The C3 mechanism uses the order in which two or more parent classes are listed in a class definition to determine the MRO. But Milon is saying that having two methods in the parent classes constitutes a "conflict" that should be resolved by the programmer. As he said in another message: "My point is that : it is not correct to assume it is meaningful to give an order to multiple [inheritance]". Stephen J. Turnbull disagreed:

[...] of course it's *meaningful* to give an order to multiple inheritance. Sometimes that order is *not useful*. Other times it may be *confusing*. Pragmatically, C3 seems to give useful results frequently, unuseful or confusing results infrequently [...]

Steven D'Aprano had a more fundamental objection to the example: "Why are you inheriting from A if you don't want to inherit from A?" He noted that A and B were not designed for multiple inheritance, which is the basis of the problem.

Multiple [inheritance] in Python is **cooperative** -- all of the classes in question have to work together. If they don't, as A and B don't, bad things happen.

You can't just inherit from arbitrary classes that don't work together. "Uncooperative multiple inheritance" is an unsolvable problem, and is best refactored using composition instead.

In that earlier message, Milon also showed an example to better explain where he thinks super() is confusing:

super is not a proxy to parents, even plural, it's a proxy to the next in mro order.

in this case :

class Top:
    def method(self):
        print('Top')
class Left(Top):
    def method(self):
        print('Left')
        super().method()
class Right(Top):
    def method(self):
        print('Right')
        super().method()
class Bottom(Left, Right):
    def method(self):
        print('Bottom')
        super().method()
Bottom().super() would print "Bottom", "Left", "Right", "Top". super, in Left, [refers] to Right, which is not a parent of Left (and is completely absent of it's definition)

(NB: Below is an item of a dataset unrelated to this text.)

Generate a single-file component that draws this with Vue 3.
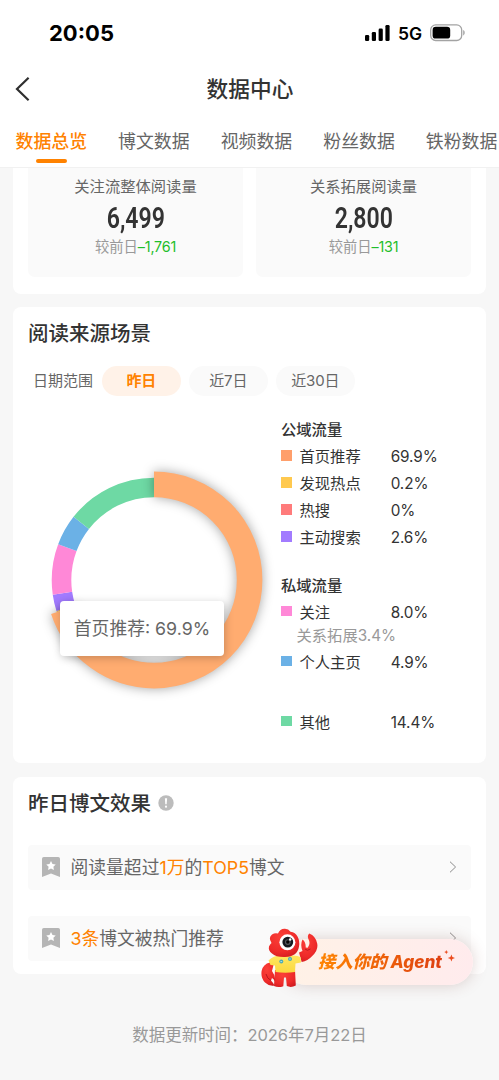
<template>
  <div class="page">
    <header class="header">
      <div class="status-bar">
        <span class="clock">20:05</span>
        <div class="status-icons">
          <svg class="signal" viewBox="0 0 25 16" width="25" height="16">
            <rect x="0" y="10" width="4.2" height="6" rx="1.3" />
            <rect x="6.8" y="7" width="4.2" height="9" rx="1.3" />
            <rect x="13.6" y="3.6" width="4.2" height="12.4" rx="1.3" />
            <rect x="20.4" y="0" width="4.2" height="16" rx="1.3" />
          </svg>
          <span class="network">5G</span>
          <svg class="battery" viewBox="0 0 36 18" width="36" height="18">
            <rect x="0.7" y="0.9" width="31" height="15.6" rx="5" fill="none" stroke="#a3a3a3" stroke-width="1.3" />
            <rect x="2.6" y="2.8" width="17.6" height="11.8" rx="3.2" fill="#000" />
            <path d="M33.2 6v5.4c2-.9 2-4.5 0-5.4z" fill="#a3a3a3" />
          </svg>
        </div>
      </div>
      <div class="nav-bar">
        <svg class="back" viewBox="0 0 16 26" width="16" height="26">
          <path d="M13.6 1.8L2 13l11.6 11.2" fill="none" stroke="#2f2f2f" stroke-width="2.2" />
        </svg>
        <h1 class="nav-title">数据中心</h1>
      </div>
      <nav class="tabs">
        <span
          v-for="(tab, index) in tabs"
          :key="tab"
          class="tab"
          :class="{ active: activeTab === index }"
          @click="activeTab = index"
        >{{ tab }}</span>
      </nav>
    </header>

    <main class="content">
      <section class="card stats-card">
        <div v-for="stat in stats" :key="stat.label" class="stat">
          <span class="stat-label">{{ stat.label }}</span>
          <span class="stat-value">{{ stat.value }}</span>
          <span class="stat-diff">较前日<b>{{ stat.diff }}</b></span>
        </div>
      </section>

      <section class="card source-card">
        <h2 class="card-title">阅读来源场景</h2>
        <div class="ranges">
          <span class="range-label">日期范围</span>
          <span
            v-for="(range, index) in ranges"
            :key="range"
            class="range"
            :class="{ active: activeRange === index }"
            @click="activeRange = index"
          >{{ range }}</span>
        </div>
        <div class="source-body">
          <div class="chart">
            <svg viewBox="-125 -125 250 250" width="250" height="250">
              <g transform="rotate(-90)" fill="none">
                <circle
                  v-for="arc in arcs.slice(1)"
                  :key="arc.name"
                  r="92.5"
                  pathLength="100"
                  stroke-width="19.6"
                  :stroke="arc.color"
                  :stroke-dasharray="arc.dash"
                  :stroke-dashoffset="-arc.start"
                />
              </g>
              <g class="selected-arc">
                <circle
                  transform="rotate(-90)"
                  r="95.6"
                  fill="none"
                  pathLength="100"
                  stroke-width="25.6"
                  :stroke="arcs[0].color"
                  :stroke-dasharray="arcs[0].dash"
                />
              </g>
            </svg>
            <div class="tooltip">首页推荐: 69.9%</div>
          </div>
          <div class="legend">
            <div v-for="(group, index) in groups" :key="index" class="legend-group">
              <h3 v-if="group.title" class="legend-title">{{ group.title }}</h3>
              <template v-for="item in group.items" :key="item.name">
                <div class="legend-row">
                  <i class="swatch" :style="{ background: item.color }"></i>
                  <span class="legend-name">{{ item.name }}</span>
                  <span class="legend-value">{{ item.text }}</span>
                </div>
                <div v-if="item.note" class="legend-note">{{ item.note }}</div>
              </template>
            </div>
          </div>
        </div>
      </section>

      <section class="card effect-card">
        <h2 class="card-title">
          昨日博文效果
          <svg class="info" viewBox="0 0 16 16" width="16" height="16">
            <circle cx="8" cy="8" r="7.7" fill="#bcbcbc" />
            <path d="M6.9 3.2h2.2L8.7 9.3H7.3z" fill="#fff" />
            <circle cx="8" cy="11.7" r="1.1" fill="#fff" />
          </svg>
        </h2>
        <div v-for="(row, index) in rows" :key="index" class="effect-row">
          <svg class="bookmark" viewBox="0 0 18 20" width="18" height="20">
            <path d="M1.8 0h14.4Q18 0 18 1.8V20l-9-3.6L0 20V1.8Q0 0 1.8 0z" fill="#b5b5b5" />
            <path d="M9 4l1.5 2.9 3.2.5-2.3 2.3.5 3.2L9 11.400l-2.900 1.500.5-3.200-2.300-2.300 3.200-.5z" fill="#fff" />
          </svg>
          <span class="effect-text">
            <span v-for="part in row" :key="part.text" :class="{ hot: part.hot }">{{ part.text }}</span>
          </span>
          <svg class="arrow" viewBox="0 0 8 12" width="8" height="12">
            <path d="M1 .7L6.6 6 1 11.3" fill="none" stroke="#8c8c8c" stroke-width="1" />
          </svg>
        </div>
      </section>

      <p class="update-time">数据更新时间：2026年7月22日</p>
    </main>

    <!-- Botón flotante del agente -->
    <div class="agent">
      <svg class="mascot" viewBox="0 0 57 60" width="57" height="60">
        <defs>
          <radialGradient id="red" cx="0.4" cy="0.3" r="0.8">
            <stop offset="0" stop-color="#fb4038" />
            <stop offset="0.65" stop-color="#ee2a29" />
            <stop offset="1" stop-color="#cf1a1f" />
          </radialGradient>
          <linearGradient id="shirt" x1="0" y1="0" x2="0" y2="1">
            <stop offset="0" stop-color="#ffe75f" />
            <stop offset="1" stop-color="#fbd83f" />
          </linearGradient>
        </defs>
        <!-- piernas -->
        <path d="M14 42h20l.8 15.500q-4.500 2.500-9 .6L25 49.500h-2l-.7 8.700q-5 1.800-9.300-.2z" fill="url(#red)" />
        <!-- pinza izquierda -->
        <path d="M9 34.500Q2 36 .6 43q-1 7 3.400 11.500 4 4 9.500 3-1.500-3-3.500-5l1-2.500q2 1 3 3.500.8-5.500-3-10.500l1.500-6z" fill="url(#red)" />
        <path d="M5 46q1 4.500 5 6.500" fill="none" stroke="#b9141b" stroke-width="1" />
        <!-- pinza derecha -->
        <path d="M38 24.500l3.500-1.500q-2.500-6.500 0-11.500 3.500 2.500 3.200 8l2 .2q3.300-4 .5-9.200-1-3 1-5 6.500 2.500 8 10 1.300 7-5 12.500-4.500 5-10.500 6z" fill="url(#red)" />
        <path d="M44 21q2 2.500 5.500 0" fill="none" stroke="#bd171c" stroke-width="1" />
        <!-- camiseta -->
        <path d="M7.500 32.500Q12 28 18 27.500h14q5 0 7.500 1.500l.5 5.500-5.500 1-.5 8.500q-9.500 1.500-19.500 0L14 37.500l-4.500-.5z" fill="url(#shirt)" />
        <!-- cabeza -->
        <path d="M11 25.500Q7 22.500 8 18.500q1-2.500 2.500-3.500Q7 9.500 11 6.500q3-2 6-1Q19 .5 24 .8q3.500.2 5.500 3 5 .7 7 4.700 2.500 4.500 1.500 10Q36.500 28.500 24 29q-9 .3-13-3.500z" fill="url(#red)" />
        <circle cx="26.400" cy="14.300" r="8" fill="#fff" />
        <circle cx="26.800" cy="14.100" r="5.400" fill="#15191f" />
        <circle cx="26.800" cy="14.100" r="2.900" fill="#54575c" />
        <circle cx="26.800" cy="14" r="1.700" fill="#050505" />
        <circle cx="29.200" cy="11.500" r="1.200" fill="#fff" />
        <circle cx="20.300" cy="33.600" r="2" fill="#4aa9b5" />
        <circle cx="29" cy="31" r="2" fill="#4aa9b5" />
        <path d="M19.400 33.600h1.800M28.100 31h1.800" stroke="#c4eef0" stroke-width=".8" />
      </svg>
      <span class="agent-text">接入你的 Agent</span>
      <svg class="sparkles" viewBox="0 0 11 14" width="11" height="14">
        <path d="M7.4 4.500l1 2.500 2.600 1-2.600 1-1 2.600-1-2.600-2.600-1 2.600-1z" fill="#eb4b1d" />
        <path d="M2.300 0l.6 1.500 1.500.6-1.500.6-.6 1.500-.6-1.500-1.500-.6 1.500-.6z" fill="#eb4b1d" />
      </svg>
    </div>
  </div>
</template>

<script setup>
import { computed, ref } from 'vue';

const tabs = ['数据总览', '博文数据', '视频数据', '粉丝数据', '铁粉数据'];
const activeTab = ref(0);
const ranges = ['昨日', '近7日', '近30日'];
const activeRange = ref(0);

const stats = [
  { label: '关注流整体阅读量', value: '6,499', diff: '–1,761' },
  { label: '关系拓展阅读量', value: '2,800', diff: '–131' }
];

const groups = [
  {
    title: '公域流量',
    items: [
      { name: '首页推荐', value: 69.9, text: '69.9%', color: '#ff9f6b' },
      { name: '发现热点', value: 0.2, text: '0.2%', color: '#ffc94f' },
      { name: '热搜', value: 0, text: '0%', color: '#ff7b7b' },
      { name: '主动搜索', value: 2.6, text: '2.6%', color: '#a27bff' }
    ]
  },
  {
    title: '私域流量',
    items: [
      { name: '关注', value: 8, text: '8.0%', color: '#ff88d7', note: '关系拓展3.4%' },
      { name: '个人主页', value: 4.9, text: '4.9%', color: '#6bb1e6' }
    ]
  },
  {
    title: '',
    items: [{ name: '其他', value: 14.4, text: '14.4%', color: '#6ed9a4' }]
  }
];

// segmentos del anillo, en porcentaje acumulado
const arcs = computed(() => {
  let start = 0;
  return groups.flatMap((group) => group.items).filter((item) => item.value > 0).map((item, index) => {
    const arc = {
      name: item.name,
      color: index === 0 ? '#ffac70' : item.color,
      dash: `${item.value} ${100 - item.value}`,
      start
    };
    start += item.value;
    return arc;
  });
});

const rows = [
  [
    { text: '阅读量超过' },
    { text: '1万', hot: true },
    { text: '的' },
    { text: 'TOP5', hot: true },
    { text: '博文' }
  ],
  [{ text: '3条', hot: true }, { text: '博文被热门推荐' }]
];
</script>

<style>
body {
  margin: 0;
  background: #f7f7f7;
}
</style>

<style scoped>
.page {
  position: relative;
  height: 1080px;
  overflow: hidden;
  background: #f7f7f7;
  font-family: Inter, "Noto Sans CJK SC", sans-serif;
  color: #333;
}

svg {
  display: block;
  flex: none;
}

/* Cabecera */
.header {
  height: 167px;
  background: #fff;
  border-bottom: 1px solid #f1f1f1;
}

.status-bar {
  display: flex;
  justify-content: space-between;
  align-items: center;
  height: 66px;
  padding: 0 33px 0 49px;
  box-sizing: border-box;
  color: #000;
}

.clock {
  font-size: 22px;
  font-weight: 700;
}

.status-icons {
  display: flex;
  align-items: center;
}

.network {
  margin: 0 8px 0 8px;
  font-size: 17.5px;
  font-weight: 600;
}

.nav-bar {
  display: flex;
  align-items: center;
  height: 46px;
  padding: 0 15px;
}

.nav-title {
  flex: 1;
  margin: 0 15px 0 0;
  text-align: center;
  font-size: 21.7px;
  font-weight: 500;
  line-height: 47px;
}

.tabs {
  display: flex;
  gap: 31px;
  height: 55px;
  padding-left: 15.5px;
  overflow: hidden;
}

.tab {
  flex: none;
  display: flex;
  flex-direction: column;
  align-items: center;
  font-size: 17.9px;
  line-height: 60px;
  height: 55px;
  color: #666;
}

.tab.active {
  color: #ff8200;
  font-weight: 500;
}

.tab.active::after {
  content: "";
  width: 31px;
  height: 4px;
  margin-top: -13px;
  border-radius: 2px;
  background: #ff8200;
}

/* Tarjetas */
.content {
  padding: 0 13px;
}

.card {
  box-sizing: border-box;
  margin-bottom: 13.5px;
  padding: 0 15px;
  border-radius: 8px;
  background: #fff;
}

.card-title {
  display: flex;
  align-items: center;
  gap: 6.5px;
  margin: 0;
  font-size: 20.5px;
  font-weight: 500;
  line-height: 31px;
}

.stats-card {
  display: flex;
  gap: 13px;
  height: 125.5px;
  border-radius: 0 0 8px 8px;
}

.stat {
  flex: 1;
  display: flex;
  flex-direction: column;
  align-items: center;
  height: 109px;
  border-radius: 0 0 7px 7px;
  background: #fafafa;
}

.stat-label {
  margin-top: 7px;
  font-size: 15.3px;
  line-height: 24px;
  color: #666;
}

.stat-value {
  font-family: Roboto, sans-serif;
  font-size: 30px;
  font-weight: 600;
  line-height: 37px;
  transform: scaleX(0.77);
}

.stat-diff {
  margin-top: 1px;
  font-size: 14.3px;
  line-height: 20px;
  color: #999;
}

.stat-diff b {
  font-weight: 400;
  letter-spacing: -0.2px;
  color: #1fbe2b;
}

/* Origen de lectura */
.source-card {
  height: 456px;
  padding-top: 11px;
}

.ranges {
  display: flex;
  align-items: center;
  gap: 8.5px;
  margin-top: 17px;
  padding-left: 5px;
  font-size: 15px;
  line-height: 30px;
  color: #666;
}

.range-label {
  width: 60.5px;
  white-space: nowrap;
}

.range {
  width: 78.5px;
  border-radius: 15px;
  background: #fafafa;
  text-align: center;
  letter-spacing: -0.2px;
}

.range.active {
  background: #fff2e8;
  color: #ff8200;
  font-weight: 700;
}

.source-body {
  display: flex;
}

.chart {
  position: relative;
  flex: none;
  width: 250px;
  height: 250px;
  margin: 58.5px 2.5px 0 0.5px;
}

.selected-arc {
  filter: drop-shadow(0 0 6px rgba(0, 0, 0, 0.36));
}

.tooltip {
  position: absolute;
  left: 31.5px;
  top: 146.5px;
  width: 164px;
  height: 55px;
  border-radius: 4px;
  background: #fff;
  box-shadow: 1px 2px 9px rgba(0, 0, 0, 0.22);
  font-size: 17.8px;
  line-height: 55px;
  text-align: center;
  color: #666;
}

.legend {
  padding-top: 20px;
  font-size: 15.3px;
}

.legend-group {
  margin-bottom: 20.5px;
}

.legend-group:nth-child(2) {
  margin-bottom: 33px;
}

.legend-title {
  margin: 0;
  font-size: 15.3px;
  font-weight: 500;
  line-height: 27px;
}

.legend-row {
  display: flex;
  align-items: center;
  height: 27px;
  line-height: 27px;
}

.swatch {
  width: 10.5px;
  height: 10.5px;
  margin: 0 8px 2px 0;
}

.legend-name {
  width: 91.2px;
}

.legend-value {
  letter-spacing: -0.1px;
}

.legend-note {
  padding-left: 15.5px;
  line-height: 23px;
  margin-top: -2px;
  margin-bottom: 2px;
  color: #999;
}

/* Efecto de las publicaciones */
.effect-card {
  height: 197.5px;
  padding-top: 11px;
  margin-bottom: 0;
}

.effect-row {
  display: flex;
  align-items: center;
  height: 45px;
  margin-top: 26.5px;
  padding: 0 14px;
  border-radius: 4px;
  background: #fafafa;
}

.card-title + .effect-row {
  margin-top: 26px;
}

.effect-text {
  flex: 1;
  margin-left: 10.5px;
  font-size: 17.8px;
  line-height: 45px;
  color: #666;
}

.bookmark,
.arrow {
  margin-bottom: 1px;
}

.hot {
  color: #ff8200;
}

.update-time {
  margin: 49px 0 0;
  text-align: center;
  font-size: 16.5px;
  line-height: 24px;
  letter-spacing: -0.05px;
  color: #999;
}

.agent {
  position: absolute;
  left: 283px;
  top: 939px;
  display: flex;
  align-items: center;
  box-sizing: border-box;
  width: 190px;
  height: 46px;
  padding-left: 35px;
  border-radius: 23px;
  background: linear-gradient(90deg, #fff2e6, #ffebed);
  box-shadow: 0 0 16px rgba(110, 50, 40, 0.22);
}

.mascot {
  position: absolute;
  left: -22px;
  top: -11px;
}

.agent-text {
  padding-right: 2px;
  font-size: 17.2px;
  line-height: 44px;
  font-weight: 800;
  font-style: italic;
  white-space: nowrap;
  background: linear-gradient(90deg, #ff8500, #dd3e12);
  -webkit-background-clip: text;
  background-clip: text;
  color: transparent;
}

.sparkles {
  margin-top: -11px;
}
</style>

He presumably means Bottom().method() there toward the end. That result might be surprising to some—possibly even confusing—but the super() call in Left uses the MRO context of Bottom, which is where the original super() call was made. The MRO for Bottom is: Bottom, Left, Right, Top, object. In that context, Left.method() will call Right.method() via super(). So the result is what many, but probably not all, Python programmers would expect. super() allows for an automatic way to pass a method call up through a set of cooperating classes; as Barker put it: "If you didn't use super in the whole chain— it would stop when it found the method. If you do, then they are all [called], and each one only once." In order to use super(), programmers have to follow some rules; "And then it works predictably. Whether that's helpful or not depends on your use case."

Some of those "rules" are embodied in two classic blog posts, as D'Aprano pointed out. One is "a provocatively titled blog post called 'super considered harmful'" by James Knight, though the title has changed. D'Aprano said that after some discussion, Knight backed down a bit, but still said: "super is great, 'but you can't use it.'". D'Aprano disagreed: "Except of course thousands of people do use it. And it works." The other blog post is Raymond Hettinger's "Python's super() considered super!", which describes how to properly use the feature.

D'Aprano followed up with another group of links to multiple blog posts by Michele Simionato, who wrote the MRO documentation for Python 2.3 linked above. There are two series, one on super() and one on Mixins, and some other topics, including multiple inheritance in various forms. D'Aprano said:

Multiple inheritance in Python works the way it does because it is modelling cooperative MI and the MRO and super are the Right Way to handle cooperative MI.

That doesn't mean that cooperative MI doesn't have problems. Other languages forbid MI altogether because of those problems, or only allow it in a severely restricted version, or use a more primitive form of super. MI as defined by Python is perhaps the most powerful, but also the most potentially complicated, complex, convoluted and confusing.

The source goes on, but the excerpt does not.